Disabling automatic refresh for snap from store

Original response folded for not contributing much to the topic.

I was specifically responding to the actual point you made regarding trust on the snap being published.

I’m glad to hear the automatic update won’t in fact be a problem for you in practice. This is the key thing we want to ensure.

It’s going to be a problem for me in practice because in practice, I’m not going to use it.

Did you miss the part where I said, “the entire auto-update feature is adding work for me?” You’re talking circles around me at this point, and I can see I’m not going to get any further here. I hope you become less stubborn in the future, but for now, thank you for taking the time to talk to me as long as you have.

3 Likes

I’ve posted the proposed syntax for within-the-month refresh windows as an answer to this existing topic:

Not trying to be confrontational but technically yes that does seem to be what snappy is doing at the moment…

Pretty sure the above quote proves it :stuck_out_tongue: snappy won’t allow disabling updates because snappy worries that people just won’t update - it doesn’t trust its users.
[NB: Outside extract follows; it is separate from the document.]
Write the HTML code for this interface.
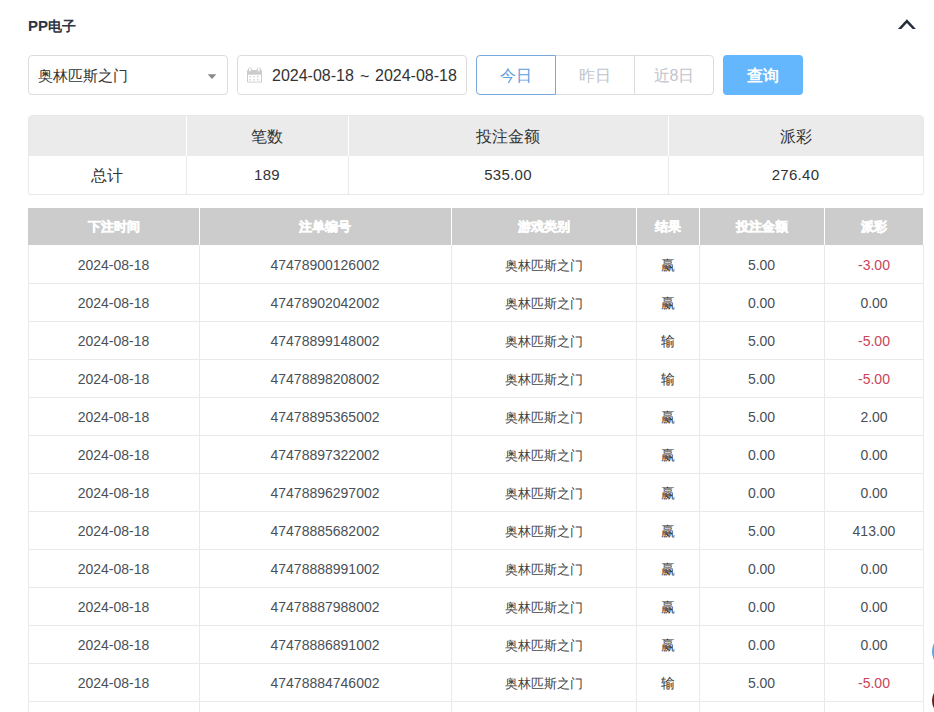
<!DOCTYPE html>
<html><head><meta charset="utf-8"><style>
html,body{margin:0;padding:0;background:#fff;width:934px;height:712px;overflow:hidden;position:relative;font-family:"Liberation Sans",sans-serif;color:#333;}
.abs{position:absolute}
.title{position:absolute;left:28px;top:17px;font-size:15px;font-weight:bold;color:#2c3442;line-height:20px}
.box{position:absolute;box-sizing:border-box;border:1px solid #dcdcdc;border-radius:4px;background:#fff}
.sel{left:28px;top:55px;width:200px;height:40px}
.date{left:237px;top:55px;width:230px;height:40px}
.txt{position:absolute;font-size:15px;line-height:20px;color:#333}
.rb{position:absolute;top:55px;height:40px;box-sizing:border-box;border:1px solid #dcdcdc;font-size:16px;line-height:40px;text-align:center;color:#c0c4cc;background:#fff}
.qbtn{position:absolute;left:723px;top:55px;width:80px;height:40px;border-radius:4px;background:#64b6fd;color:#fff;font-size:16px;line-height:42px;text-align:center;font-weight:bold}
.sum{position:absolute;left:28px;top:115px;width:896px;height:80px;box-sizing:border-box;border:1px solid #e9e9e9;border-radius:4px 4px 2px 2px;overflow:hidden}
.sumh{position:absolute;left:0;top:0;width:100%;height:40px;background:#ebebeb}
.sc{position:absolute;text-align:center;font-size:16px;line-height:20px;color:#333}
.scn{font-size:15px;letter-spacing:0.3px}
.mh{position:absolute;left:28px;top:208px;width:895px;height:37px;background:#cccccc}
.h{position:absolute;top:208px;height:37px;line-height:37px;text-align:center;color:#fff;font-weight:bold;font-size:13px;-webkit-text-stroke:0.5px #fff}
.row{position:absolute;left:0;width:934px;height:38px}
.row .c{position:absolute;top:0;height:38px;line-height:40px;text-align:center;color:#333}
.row .num{font-size:14px;color:#4a4f57}
.row .cj{font-size:13px;line-height:42px;color:#444}
.row .rs{font-size:14px;line-height:41px}
.row:after{content:"";position:absolute;left:28px;width:896px;top:38px;height:1px;background:#e9e9e9}
.neg{color:#c9445c !important}
.vl{position:absolute;top:245px;height:480px;width:1px;background:#e9e9e9}
.vlh{position:absolute;top:208px;height:37px;width:1px;background:#fff}

</style></head><body>
<div class="title"><span style="position:relative;top:-1px">PP</span><span style="font-size:14px;position:relative;top:-1px">电子</span></div>
<svg class="abs" style="left:885px;top:10px" width="45" height="30" viewBox="0 0 45 30"><path d="M21.9 9.3 L30.9 18.9 L27.6 18.9 L21.9 12.9 L16.3 18.9 L12.9 18.9 Z" fill="#262e3c"/></svg>

<div class="box sel"></div>
<div class="txt" style="left:38px;top:66px">奥林匹斯之门</div>
<svg class="abs" style="left:207px;top:73px" width="10" height="7" viewBox="0 0 10 7"><path d="M0.6 1.2 L9.4 1.2 L5 6 Z" fill="#8a8a8a"/></svg>

<div class="box date"></div>
<svg class="abs" style="left:244px;top:64px" width="22" height="22" viewBox="0 0 22 22">
<rect x="3" y="6" width="15" height="12.5" rx="1" fill="#cccccc"/>
<rect x="4" y="3.4" width="4" height="5" rx="2" fill="#cccccc"/><rect x="12.8" y="3.4" width="4" height="5" rx="2" fill="#cccccc"/>
<ellipse cx="6" cy="5.6" rx="0.9" ry="1.9" fill="#fff"/><ellipse cx="14.8" cy="5.6" rx="0.9" ry="1.9" fill="#fff"/>
<rect x="4" y="10.7" width="13" height="6.9" fill="#fff"/>
<rect x="5.5" y="12" width="1.5" height="1.5" fill="#d8d8d8"/><rect x="9.3" y="12" width="1.5" height="1.5" fill="#d8d8d8"/><rect x="13" y="12" width="1.5" height="1.5" fill="#d8d8d8"/>
<rect x="5.5" y="15" width="1.5" height="1.5" fill="#d8d8d8"/><rect x="9.3" y="15" width="1.5" height="1.5" fill="#d8d8d8"/><rect x="13" y="15" width="1.5" height="1.5" fill="#d8d8d8"/>
</svg>
<div class="txt" style="left:272px;top:66px;font-size:16px">2024-08-18</div><div class="txt" style="left:360px;top:67px;font-size:16px">~</div><div class="txt" style="left:375px;top:66px;font-size:16px">2024-08-18</div>

<div class="rb" style="left:476px;width:80px;border-color:#78a8dc;color:#5a9ee0;border-radius:4px 0 0 4px;z-index:2">今日</div>
<div class="rb" style="left:555px;width:80px">昨日</div>
<div class="rb" style="left:634px;width:80px;border-radius:0 4px 4px 0">近8日</div>
<div class="qbtn">查询</div>

<div class="sum"><div class="sumh"></div>
<div class="abs" style="left:157px;top:0;width:1px;height:40px;background:#fff"></div>
<div class="abs" style="left:319px;top:0;width:1px;height:40px;background:#fff"></div>
<div class="abs" style="left:639px;top:0;width:1px;height:40px;background:#fff"></div>
<div class="abs" style="left:157px;top:40px;width:1px;height:40px;background:#e9e9e9"></div>
<div class="abs" style="left:319px;top:40px;width:1px;height:40px;background:#e9e9e9"></div>
<div class="abs" style="left:639px;top:40px;width:1px;height:40px;background:#e9e9e9"></div>
</div>
<div class="sc" style="left:186px;width:162px;top:127px">笔数</div>
<div class="sc" style="left:348px;width:320px;top:127px">投注金额</div>
<div class="sc" style="left:668px;width:255px;top:127px">派彩</div>
<div class="sc" style="left:28px;width:158px;top:166px">总计</div>
<div class="sc scn" style="left:186px;width:162px;top:165px">189</div>
<div class="sc scn" style="left:348px;width:320px;top:165px">535.00</div>
<div class="sc scn" style="left:668px;width:255px;top:165px">276.40</div>

<div class="mh"></div>
<div class="h" style="left:28px;width:171px">下注时间</div><div class="h" style="left:199px;width:252px">注单编号</div><div class="h" style="left:451px;width:185px">游戏类别</div><div class="h" style="left:636px;width:63px">结果</div><div class="h" style="left:699px;width:125px">投注金额</div><div class="h" style="left:824px;width:100px">派彩</div>
<div class="row" style="top:245px"><div class="c num" style="left:28px;width:171px">2024-08-18</div><div class="c num" style="left:199px;width:252px">47478900126002</div><div class="c cj" style="left:451px;width:185px">奥林匹斯之门</div><div class="c rs" style="left:636px;width:63px">赢</div><div class="c num" style="left:699px;width:125px">5.00</div><div class="c num neg" style="left:824px;width:100px">-3.00</div></div>
<div class="row" style="top:283px"><div class="c num" style="left:28px;width:171px">2024-08-18</div><div class="c num" style="left:199px;width:252px">47478902042002</div><div class="c cj" style="left:451px;width:185px">奥林匹斯之门</div><div class="c rs" style="left:636px;width:63px">赢</div><div class="c num" style="left:699px;width:125px">0.00</div><div class="c num" style="left:824px;width:100px">0.00</div></div>
<div class="row" style="top:321px"><div class="c num" style="left:28px;width:171px">2024-08-18</div><div class="c num" style="left:199px;width:252px">47478899148002</div><div class="c cj" style="left:451px;width:185px">奥林匹斯之门</div><div class="c rs" style="left:636px;width:63px">输</div><div class="c num" style="left:699px;width:125px">5.00</div><div class="c num neg" style="left:824px;width:100px">-5.00</div></div>
<div class="row" style="top:359px"><div class="c num" style="left:28px;width:171px">2024-08-18</div><div class="c num" style="left:199px;width:252px">47478898208002</div><div class="c cj" style="left:451px;width:185px">奥林匹斯之门</div><div class="c rs" style="left:636px;width:63px">输</div><div class="c num" style="left:699px;width:125px">5.00</div><div class="c num neg" style="left:824px;width:100px">-5.00</div></div>
<div class="row" style="top:397px"><div class="c num" style="left:28px;width:171px">2024-08-18</div><div class="c num" style="left:199px;width:252px">47478895365002</div><div class="c cj" style="left:451px;width:185px">奥林匹斯之门</div><div class="c rs" style="left:636px;width:63px">赢</div><div class="c num" style="left:699px;width:125px">5.00</div><div class="c num" style="left:824px;width:100px">2.00</div></div>
<div class="row" style="top:435px"><div class="c num" style="left:28px;width:171px">2024-08-18</div><div class="c num" style="left:199px;width:252px">47478897322002</div><div class="c cj" style="left:451px;width:185px">奥林匹斯之门</div><div class="c rs" style="left:636px;width:63px">赢</div><div class="c num" style="left:699px;width:125px">0.00</div><div class="c num" style="left:824px;width:100px">0.00</div></div>
<div class="row" style="top:473px"><div class="c num" style="left:28px;width:171px">2024-08-18</div><div class="c num" style="left:199px;width:252px">47478896297002</div><div class="c cj" style="left:451px;width:185px">奥林匹斯之门</div><div class="c rs" style="left:636px;width:63px">赢</div><div class="c num" style="left:699px;width:125px">0.00</div><div class="c num" style="left:824px;width:100px">0.00</div></div>
<div class="row" style="top:511px"><div class="c num" style="left:28px;width:171px">2024-08-18</div><div class="c num" style="left:199px;width:252px">47478885682002</div><div class="c cj" style="left:451px;width:185px">奥林匹斯之门</div><div class="c rs" style="left:636px;width:63px">赢</div><div class="c num" style="left:699px;width:125px">5.00</div><div class="c num" style="left:824px;width:100px">413.00</div></div>
<div class="row" style="top:549px"><div class="c num" style="left:28px;width:171px">2024-08-18</div><div class="c num" style="left:199px;width:252px">47478888991002</div><div class="c cj" style="left:451px;width:185px">奥林匹斯之门</div><div class="c rs" style="left:636px;width:63px">赢</div><div class="c num" style="left:699px;width:125px">0.00</div><div class="c num" style="left:824px;width:100px">0.00</div></div>
<div class="row" style="top:587px"><div class="c num" style="left:28px;width:171px">2024-08-18</div><div class="c num" style="left:199px;width:252px">47478887988002</div><div class="c cj" style="left:451px;width:185px">奥林匹斯之门</div><div class="c rs" style="left:636px;width:63px">赢</div><div class="c num" style="left:699px;width:125px">0.00</div><div class="c num" style="left:824px;width:100px">0.00</div></div>
<div class="row" style="top:625px"><div class="c num" style="left:28px;width:171px">2024-08-18</div><div class="c num" style="left:199px;width:252px">47478886891002</div><div class="c cj" style="left:451px;width:185px">奥林匹斯之门</div><div class="c rs" style="left:636px;width:63px">赢</div><div class="c num" style="left:699px;width:125px">0.00</div><div class="c num" style="left:824px;width:100px">0.00</div></div>
<div class="row" style="top:663px"><div class="c num" style="left:28px;width:171px">2024-08-18</div><div class="c num" style="left:199px;width:252px">47478884746002</div><div class="c cj" style="left:451px;width:185px">奥林匹斯之门</div><div class="c rs" style="left:636px;width:63px">输</div><div class="c num" style="left:699px;width:125px">5.00</div><div class="c num neg" style="left:824px;width:100px">-5.00</div></div>
<div class="row" style="top:701px"><div class="c num" style="left:28px;width:171px">2024-08-18</div><div class="c num" style="left:199px;width:252px">47478884746002</div><div class="c cj" style="left:451px;width:185px">奥林匹斯之门</div><div class="c rs" style="left:636px;width:63px">输</div><div class="c num" style="left:699px;width:125px">5.00</div><div class="c num neg" style="left:824px;width:100px">-5.00</div></div>

<div class="vl" style="left:199px"></div><div class="vlh" style="left:199px"></div><div class="vl" style="left:451px"></div><div class="vlh" style="left:451px"></div><div class="vl" style="left:636px"></div><div class="vlh" style="left:636px"></div><div class="vl" style="left:699px"></div><div class="vlh" style="left:699px"></div><div class="vl" style="left:824px"></div><div class="vlh" style="left:824px"></div>
<div class="vl" style="left:28px"></div><div class="vl" style="left:923px"></div>

<div class="abs" style="left:932px;top:633px;width:37px;height:37px;border-radius:50%;background:#5aa8e8"></div>
<div class="abs" style="left:932px;top:685px;width:31px;height:31px;border-radius:50%;background:#6b1a1a"></div>

</body></html>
Phrasing it as Jacob has is confrontational but correct.

I can see the benefit of taking this decision in the medium-term though, it provides an incentive to produce features that will encourage developers not to use the kill switch if it is eventually introduced (similar to Niemeyer’s decision to block improving snapd-xdg-open packages so as to produce an incentive to get that integrated into snapd itself). Sorry for the notifications spam BTW, but you write interesting stuff!

This view is way too narrow … what snap tries to do is to take away any need for having to care about updates by improving the package environment in a way that software can take care of it itself, can do self tests, can automatically roll back to the last working version.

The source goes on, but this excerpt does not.